News / City of York Council app data breach affects over 6,000 residents
City of York Council app data breach affects over 6,000 residents
21 November 2018 |
The City of York Council recently suffered a major breach after a cyber criminal hacked into its One Planet York app and possibly stole personal details of up to 6,000 residents, including names, home addresses, email addresses, phone numbers, and passwords.
The Council was made aware of the breach by the hacker who informed it how he/she was able to access personal data of residents via the app. It is not clear whether the hacker is looking for ransom or if he/she is an ethical hacker.
Data breach forces City of York Council to shut down its app
After being contacted by the hacker, the City of York Council wrote to affected residents, stating that all data had been deleted from its app and that the app will no longer be supported.
"We have conducted a thorough review of the One Planet York app, we have deleted all links with the app and as a result, will no longer support it going forward. We have deleted it from our website and asked for it to be removed from the app stores and ask that you now delete it from your device.
"We cannot say for certain what the third party responsible has done with the data," it added. A Council spokesperson told BBC that as many as 5,994 personal data records of residents could have been breached.
"On November 1 2018, a third party contacted the council and told us they had found a way to access personal data of those people who use the One Planet York app.
"The data accessed included personal information such as names, addresses, postcodes, email addresses and telephone numbers together with encrypted passwords. To our knowledge, the data accessed did not include any further sensitive information. In addition, the One Planet York is isolated from other council systems and therefore unable to access other personal data," said Ian Floyd, deputy chief executive at the City of York Council.
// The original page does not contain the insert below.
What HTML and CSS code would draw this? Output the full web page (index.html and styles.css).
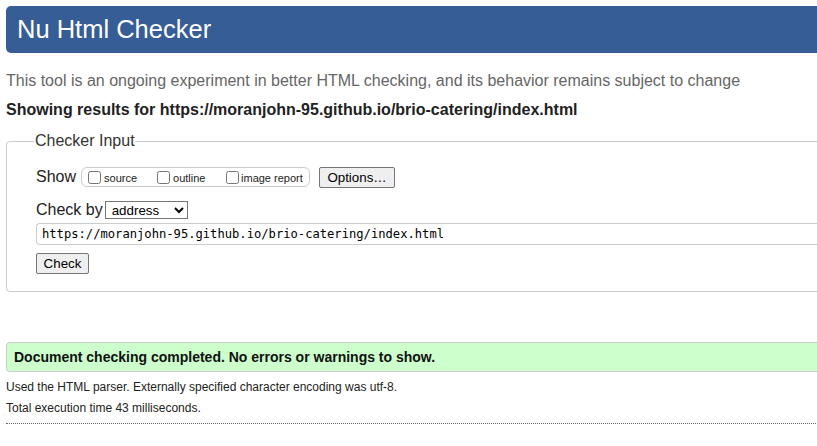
FILE: index.html
```html
<!DOCTYPE html>
<html lang="en">
<head>
<meta charset="utf-8">
<title>Nu Html Checker</title>
<link rel="stylesheet" href="styles.css">
</head>
<body>
<div class="page">
  <h1 class="title">Nu Html Checker</h1>
  <p class="intro">This tool is an ongoing experiment in better HTML checking, and its behavior remains subject to change</p>
  <p class="showing">Showing results for https://moranjohn-95.github.io/brio-catering/index.html</p>
  <fieldset class="input-box">
    <legend class="legend">Checker Input</legend>
    <div class="row show-row">
      <span class="row-label">Show</span>
      <span class="opts">
        <label class="opt opt-source"><input type="checkbox"><span>source</span></label>
        <label class="opt opt-outline"><input type="checkbox"><span>outline</span></label>
        <label class="opt opt-image"><input type="checkbox"><span>image report</span></label>
      </span>
      <button class="btn btn-options" type="button">Options…</button>
    </div>
    <div class="row by-row">
      <span class="row-label">Check by</span>
      <select class="sel"><option>address</option></select>
    </div>
    <div class="url">https://moranjohn-95.github.io/brio-catering/index.html</div>
    <button class="btn btn-check" type="button">Check</button>
  </fieldset>
  <p class="success">Document checking completed. No errors or warnings to show.</p>
  <p class="details details-first">Used the HTML parser. Externally specified character encoding was utf-8.</p>
  <p class="details">Total execution time 43 milliseconds.</p>
  <hr class="rule">
</div>
</body>
</html>
```
FILE: styles.css
```css
html, body {
  margin: 0;
  padding: 0;
  overflow: hidden;
  background: #fff;
}
body {
  font-family: "Liberation Sans", Arial, sans-serif;
  color: #222;
}
.page {
  width: 860px;
  padding: 6px 0 0 6px;
}
.title {
  margin: 0;
  height: 47px;
  box-sizing: border-box;
  background: #365d95;
  color: #fff;
  font-weight: normal;
  font-size: 25.5px;
  line-height: 47px;
  padding-left: 11px;
  border-radius: 5px;
}
.intro {
  margin: 18px 0 0;
  color: #666;
  font-size: 16px;
  line-height: 20px;
}
.showing {
  margin: 9px 0 0;
  font-weight: bold;
  font-size: 16px;
  line-height: 20px;
}
.input-box {
  margin: 12px 0 0;
  padding: 16px 0 17px 29px;
  border: 1px solid #ccc;
  border-radius: 4px;
  min-width: 0;
}
.legend {
  padding: 0 1px;
  margin-left: -2px;
  font-size: 16px;
  color: #333;
}
.row {
  display: flex;
  align-items: center;
}
.show-row {
  height: 22px;
}
.row-label {
  font-size: 16px;
  margin-right: 5px;
}
.opts {
  display: inline-flex;
  align-items: center;
  box-sizing: border-box;
  height: 20px;
  width: 229px;
  border: 1px solid #ccc;
  border-radius: 6px;
  padding-left: 6px;
}
.opt {
  display: inline-flex;
  align-items: center;
  font-size: 11px;
}
.opt span {
  position: relative;
  top: 1px;
}
.opt input {
  margin: 0 3px 0 0;
  width: 13px;
  height: 13px;
}
.opt-source { width: 69px; }
.opt-outline { width: 69px; }
.opt-image input { margin-right: 2px; }
.btn {
  font-family: "Liberation Sans", Arial, sans-serif;
  font-size: 13.33px;
  color: #000;
  background: #efefef;
  border: 1px solid #767676;
  border-radius: 2px;
  padding: 0 6px;
  height: 21px;
}
.btn-options {
  margin-left: 9px;
  width: 76px;
}
.by-row {
  margin-top: 12px;
  height: 20px;
}
.by-row .row-label {
  margin-right: 2px;
}
.sel {
  font-family: "Liberation Sans", Arial, sans-serif;
  font-size: 13.33px;
  width: 83px;
  height: 18px;
  border: 1px solid #767676;
  border-radius: 0;
  color: #000;
  background: #fff;
  padding: 0 0 0 2px;
}
.url {
  margin-top: 3px;
  box-sizing: border-box;
  height: 22px;
  border: 1px solid #ccc;
  border-right: none;
  border-radius: 4px 0 0 4px;
  padding-left: 5px;
  font-family: "DejaVu Sans Mono", "Liberation Mono", monospace;
  font-size: 12.15px;
  line-height: 20px;
  color: #000;
}
.btn-check {
  margin-top: 8px;
  width: 53px;
  display: block;
}
.success {
  margin: 50px 0 0;
  box-sizing: border-box;
  height: 30px;
  background: #ccffcc;
  border: 1px solid #ccc;
  border-right: none;
  border-radius: 4px 0 0 4px;
  padding-left: 7px;
  font-weight: bold;
  font-size: 14px;
  line-height: 28px;
  color: #111;
}
.details {
  margin: 8px 0 0;
  font-size: 12px;
  line-height: 13px;
  color: #222;
}
.details-first {
  margin-top: 9px;
}
.rule {
  margin: 8px 0 0;
  border: none;
  border-top: 1px dotted #666;
  height: 0;
}
```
Poor security in apps a major reason behind the breach
Commenting on the breach of personal data of thousands of users via the York Council app, Martin Thorpe, Enterprise Security Architect at Venafi, said that the data breach is reflective of the way modern apps are being designed by developers without building security in from the ground up.
"This is a serious breach, with thousands of people having their personal data at put at risk. Unfortunately, hacks of these kind are rising year on year though; York is certainly not alone. There are now over 15.5 billion apps in the UK, often containing very personal information – from health data to financials.
"Yet developers are often more focused on features and usability than on security. In a bid to increase speed to market, developers are prioritising convenience and failing to build security in from the ground up.
"This rush to get products to market is resulting in corner cutting and sub-standard solutions are flooding the market. A clear example of this is with the use of free or cheap digital certificates, which are used to provide a ‘machine identity’ to prove that a system or app can be trusted and provide the foundations of secure machine to machine communication.
"Many developers are just picking the quickest or cheapest certificate they can find and there is often a lack of controls in the system that issues them which weakens security and increases the risk of manipulation," he added.
Last year, the National Cyber Security Centre had also warned that several security vulnerabilities in popular online dating apps were also putting personally identifiable information of millions of users at risk.
Such vulnerabilities included poor security and lack of encryption during data transmission, lack of security in token-based authorisation processes, and vulnerabilities in several apps’ message history, particularly for Android users running outdated software.
By exploiting such vulnerabilities, hackers could destroy a user's anonymity by obtaining his/her personally identifiable information from such apps, and thereafter blackmail the user into paying up to prevent his/her data from being shared on the Internet.